Select and reproduce each line of the listing below that bears the string "styles".

#####

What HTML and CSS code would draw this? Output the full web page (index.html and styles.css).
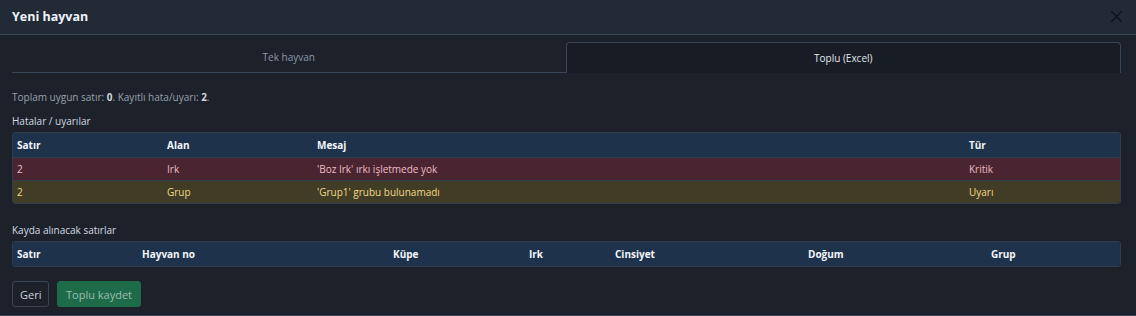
FILE: index.html
```html
<!DOCTYPE html>
<html lang="tr">
<head>
<meta charset="utf-8">
<title>Yeni hayvan</title>
<link rel="stylesheet" href="styles.css">
</head>
<body>
<div class="modal">
  <div class="modal-header">
    <h1 class="modal-title">Yeni hayvan</h1>
    <button class="close" aria-label="Kapat">
      <svg width="13" height="13" viewBox="0 0 13 13"><path d="M1 1L12 12M12 1L1 12" stroke="#0e1116" stroke-width="1.3" fill="none"/></svg>
    </button>
  </div>
  <div class="modal-body">
    <div class="tabs">
      <div class="tab">Tek hayvan</div>
      <div class="tab active">Toplu (Excel)</div>
    </div>
    <p class="summary">Toplam uygun satır: <b>0</b>. Kayıtlı hata/uyarı: <b>2</b>.</p>
    <div class="section-label">Hatalar / uyarılar</div>
    <div class="table-wrap">
      <table class="tbl errors">
        <thead>
          <tr><th class="c1">Satır</th><th class="c2">Alan</th><th class="c3">Mesaj</th><th>Tür</th></tr>
        </thead>
        <tbody>
          <tr class="danger"><td>2</td><td>Irk</td><td>'Boz Irk' ırkı işletmede yok</td><td>Kritik</td></tr>
          <tr class="warning"><td>2</td><td>Grup</td><td>'Grup1' grubu bulunamadı</td><td>Uyarı</td></tr>
        </tbody>
      </table>
    </div>
    <div class="section-label second">Kayda alınacak satırlar</div>
    <div class="table-wrap">
      <table class="tbl rows">
        <thead>
          <tr><th class="r1">Satır</th><th class="r2">Hayvan no</th><th class="r3">Küpe</th><th class="r4">Irk</th><th class="r5">Cinsiyet</th><th class="r6">Doğum</th><th>Grup</th></tr>
        </thead>
      </table>
    </div>
    <div class="actions">
      <button class="btn btn-outline">Geri</button>
      <button class="btn btn-success" disabled>Toplu kaydet</button>
    </div>
  </div>
</div>
</body>
</html>
```
FILE: styles.css
```css
* { box-sizing: border-box; }
html, body {
  margin: 0;
  padding: 0;
  background: #1c212a;
  font-family: "Open Sans", "Noto Sans", sans-serif;
  font-size: 10px;
  color: #c7ced8;
}
.modal {
  width: 1136px;
  height: 316px;
  background: #1c212a;
  border-bottom: 1px solid #3a4452;
}
.modal-header {
  height: 35px;
  background: #222a36;
  border-bottom: 1px solid #36475c;
  display: flex;
  align-items: center;
  justify-content: space-between;
  padding: 0 13px 1px 12px;
}
.modal-title {
  margin: 0;
  font-size: 12.5px;
  font-weight: 700;
  color: #eef3fa;
}
.close {
  background: none;
  border: 0;
  padding: 0;
  width: 13px;
  height: 13px;
  display: flex;
}
.modal-body {
  padding: 7px 15px 0 12px;
}
.tabs {
  display: flex;
  height: 31px;
}
.tab {
  flex: 1;
  display: flex;
  align-items: center;
  justify-content: center;
  color: #8e98a6;
  border-bottom: 1px solid #36475c;
}
.tab.active {
  color: #e4e9ef;
  background: #181c24;
  border: 1px solid #36475c;
  border-bottom: 0;
  border-radius: 4px 4px 0 0;
}
.summary {
  margin: 17px 0 0;
  color: #9aa2ad;
  line-height: 14px;
}
.summary b { color: #cfd6df; }
.section-label {
  margin-top: 10px;
  color: #d4dae2;
  line-height: 14px;
}
.section-label.second { margin-top: 19px; }
.table-wrap {
  margin-top: 4px;
  border: 1px solid #2f3d4f;
  border-radius: 3px;
  overflow: hidden;
}
.tbl {
  width: 100%;
  border-collapse: collapse;
  table-layout: fixed;
}
.tbl th, .tbl td {
  text-align: left;
  padding: 0 4px;
  height: 24px;
  white-space: nowrap;
}
.tbl th {
  background: #1e334b;
  color: #f2f6fb;
  font-weight: 700;
}
.tbl tbody td { border-top: 1px solid #2f3d4f; height: 23px; }
.errors .c1, .errors .c2 { width: 150px; }
.errors .c3 { width: 652px; }
.danger td { background: #4a2531; color: #f0bcc6; }
.warning td { background: #413c26; color: #f3da88; }
.rows .r1 { width: 125px; }
.rows .r2 { width: 251px; }
.rows .r3 { width: 136px; }
.rows .r4 { width: 86px; }
.rows .r5 { width: 193px; }
.rows .r6 { width: 183px; }
.actions {
  display: flex;
  gap: 8px;
  margin-top: 14px;
}
.btn {
  font-family: inherit;
  font-size: 11px;
  height: 26px;
  border-radius: 3px;
  padding: 0 7px;
}
.btn-outline {
  background: transparent;
  border: 1px solid #3a4656;
  color: #c9d0d9;
  width: 37px;
}
.btn-success {
  background: #1e6b4a;
  border: 1px solid #1e6b4a;
  color: #9dbdae;
  width: 84px;
}
```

#####

__Solution to the exercise__:
What HTML and CSS code would draw this? Output the full web page (index.html and styles.css).
<link rel="stylesheet" href="styles.css">
FILE: styles.css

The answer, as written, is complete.